◆ **Short problem**:
Give the lines of the material verbatim, from the first line to the line with "const [url, setUrl]", including both.

Data extracted from a collection
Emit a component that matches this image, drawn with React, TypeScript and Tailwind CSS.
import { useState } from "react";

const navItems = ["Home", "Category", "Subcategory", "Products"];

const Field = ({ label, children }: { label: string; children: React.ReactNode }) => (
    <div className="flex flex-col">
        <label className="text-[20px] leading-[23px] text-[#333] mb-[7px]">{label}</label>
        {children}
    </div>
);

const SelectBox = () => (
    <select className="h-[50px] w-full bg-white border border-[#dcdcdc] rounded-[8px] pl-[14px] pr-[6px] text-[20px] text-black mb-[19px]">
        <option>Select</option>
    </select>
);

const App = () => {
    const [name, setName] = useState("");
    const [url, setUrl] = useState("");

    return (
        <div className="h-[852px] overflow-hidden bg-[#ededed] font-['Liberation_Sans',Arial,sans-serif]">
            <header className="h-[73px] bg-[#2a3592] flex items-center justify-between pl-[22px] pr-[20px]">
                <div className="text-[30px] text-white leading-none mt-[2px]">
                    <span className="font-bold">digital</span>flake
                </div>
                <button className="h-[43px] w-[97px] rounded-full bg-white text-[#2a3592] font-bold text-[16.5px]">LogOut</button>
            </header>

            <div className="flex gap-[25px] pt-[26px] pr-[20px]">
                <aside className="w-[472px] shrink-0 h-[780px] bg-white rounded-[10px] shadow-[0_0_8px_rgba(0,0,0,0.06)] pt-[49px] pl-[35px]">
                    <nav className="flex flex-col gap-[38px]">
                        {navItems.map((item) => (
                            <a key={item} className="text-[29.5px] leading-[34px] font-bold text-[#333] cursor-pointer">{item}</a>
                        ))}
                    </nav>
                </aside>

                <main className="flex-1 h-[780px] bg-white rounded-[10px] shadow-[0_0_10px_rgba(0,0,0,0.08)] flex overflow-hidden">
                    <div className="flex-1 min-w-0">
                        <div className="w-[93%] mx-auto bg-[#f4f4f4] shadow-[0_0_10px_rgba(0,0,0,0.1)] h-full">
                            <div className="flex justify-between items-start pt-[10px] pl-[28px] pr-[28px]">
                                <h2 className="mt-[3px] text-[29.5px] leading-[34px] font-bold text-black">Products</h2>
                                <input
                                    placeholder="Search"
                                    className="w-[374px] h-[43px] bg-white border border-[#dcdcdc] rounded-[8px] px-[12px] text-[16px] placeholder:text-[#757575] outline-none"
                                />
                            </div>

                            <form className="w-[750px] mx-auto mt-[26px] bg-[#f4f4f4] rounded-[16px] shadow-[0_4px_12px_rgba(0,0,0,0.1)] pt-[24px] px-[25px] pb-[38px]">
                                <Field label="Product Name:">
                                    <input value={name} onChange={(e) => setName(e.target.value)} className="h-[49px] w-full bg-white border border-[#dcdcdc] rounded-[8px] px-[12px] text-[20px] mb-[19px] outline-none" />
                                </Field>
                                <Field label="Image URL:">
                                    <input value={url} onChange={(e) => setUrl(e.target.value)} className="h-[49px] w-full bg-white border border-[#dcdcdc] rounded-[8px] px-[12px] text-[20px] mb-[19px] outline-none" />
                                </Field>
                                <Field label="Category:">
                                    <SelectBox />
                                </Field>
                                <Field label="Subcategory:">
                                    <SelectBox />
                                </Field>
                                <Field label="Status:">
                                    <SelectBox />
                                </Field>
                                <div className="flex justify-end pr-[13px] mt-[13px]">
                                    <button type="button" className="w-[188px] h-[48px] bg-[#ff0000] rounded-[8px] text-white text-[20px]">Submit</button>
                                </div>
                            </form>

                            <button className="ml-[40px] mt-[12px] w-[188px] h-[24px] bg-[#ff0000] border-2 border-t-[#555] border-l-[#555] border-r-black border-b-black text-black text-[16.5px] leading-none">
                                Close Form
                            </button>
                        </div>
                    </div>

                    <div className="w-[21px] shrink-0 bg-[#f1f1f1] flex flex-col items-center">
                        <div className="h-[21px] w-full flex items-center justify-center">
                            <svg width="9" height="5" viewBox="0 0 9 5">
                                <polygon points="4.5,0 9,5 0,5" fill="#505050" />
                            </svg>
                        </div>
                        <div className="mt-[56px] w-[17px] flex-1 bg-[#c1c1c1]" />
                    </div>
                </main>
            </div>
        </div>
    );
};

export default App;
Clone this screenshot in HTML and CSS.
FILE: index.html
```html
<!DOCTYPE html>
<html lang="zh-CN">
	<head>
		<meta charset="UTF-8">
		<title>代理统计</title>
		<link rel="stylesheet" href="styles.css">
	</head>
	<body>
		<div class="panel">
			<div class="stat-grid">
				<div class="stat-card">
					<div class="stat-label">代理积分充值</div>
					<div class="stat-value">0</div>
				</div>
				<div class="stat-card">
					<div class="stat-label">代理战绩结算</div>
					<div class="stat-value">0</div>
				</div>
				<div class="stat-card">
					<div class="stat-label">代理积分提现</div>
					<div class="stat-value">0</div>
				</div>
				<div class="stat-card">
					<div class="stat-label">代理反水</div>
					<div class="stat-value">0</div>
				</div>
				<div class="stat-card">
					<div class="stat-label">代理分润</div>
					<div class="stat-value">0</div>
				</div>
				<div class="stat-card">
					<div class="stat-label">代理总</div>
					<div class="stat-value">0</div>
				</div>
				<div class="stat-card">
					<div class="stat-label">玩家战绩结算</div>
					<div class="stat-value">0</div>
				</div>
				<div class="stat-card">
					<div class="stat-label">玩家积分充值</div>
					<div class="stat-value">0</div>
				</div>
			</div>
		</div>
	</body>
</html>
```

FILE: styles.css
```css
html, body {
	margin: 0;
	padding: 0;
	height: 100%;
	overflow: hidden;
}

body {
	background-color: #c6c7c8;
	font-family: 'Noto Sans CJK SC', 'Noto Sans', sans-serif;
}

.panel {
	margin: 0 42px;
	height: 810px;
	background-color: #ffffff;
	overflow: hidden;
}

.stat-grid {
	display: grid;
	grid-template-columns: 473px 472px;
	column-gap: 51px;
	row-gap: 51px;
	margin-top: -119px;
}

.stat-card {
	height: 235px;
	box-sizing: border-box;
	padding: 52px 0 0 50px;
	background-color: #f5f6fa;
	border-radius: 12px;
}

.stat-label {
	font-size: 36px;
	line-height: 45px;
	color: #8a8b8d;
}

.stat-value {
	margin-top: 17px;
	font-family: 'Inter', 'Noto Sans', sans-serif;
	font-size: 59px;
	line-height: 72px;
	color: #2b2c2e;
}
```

◆ **Task response**:
Emit a component that matches this image, drawn with React, TypeScript and Tailwind CSS.
import { useState } from "react";

const navItems = ["Home", "Category", "Subcategory", "Products"];

const Field = ({ label, children }: { label: string; children: React.ReactNode }) => (
    <div className="flex flex-col">
        <label className="text-[20px] leading-[23px] text-[#333] mb-[7px]">{label}</label>
        {children}
    </div>
);

const SelectBox = () => (
    <select className="h-[50px] w-full bg-white border border-[#dcdcdc] rounded-[8px] pl-[14px] pr-[6px] text-[20px] text-black mb-[19px]">
        <option>Select</option>
    </select>
);

const App = () => {
    const [name, setName] = useState("");
    const [url, setUrl] = useState("");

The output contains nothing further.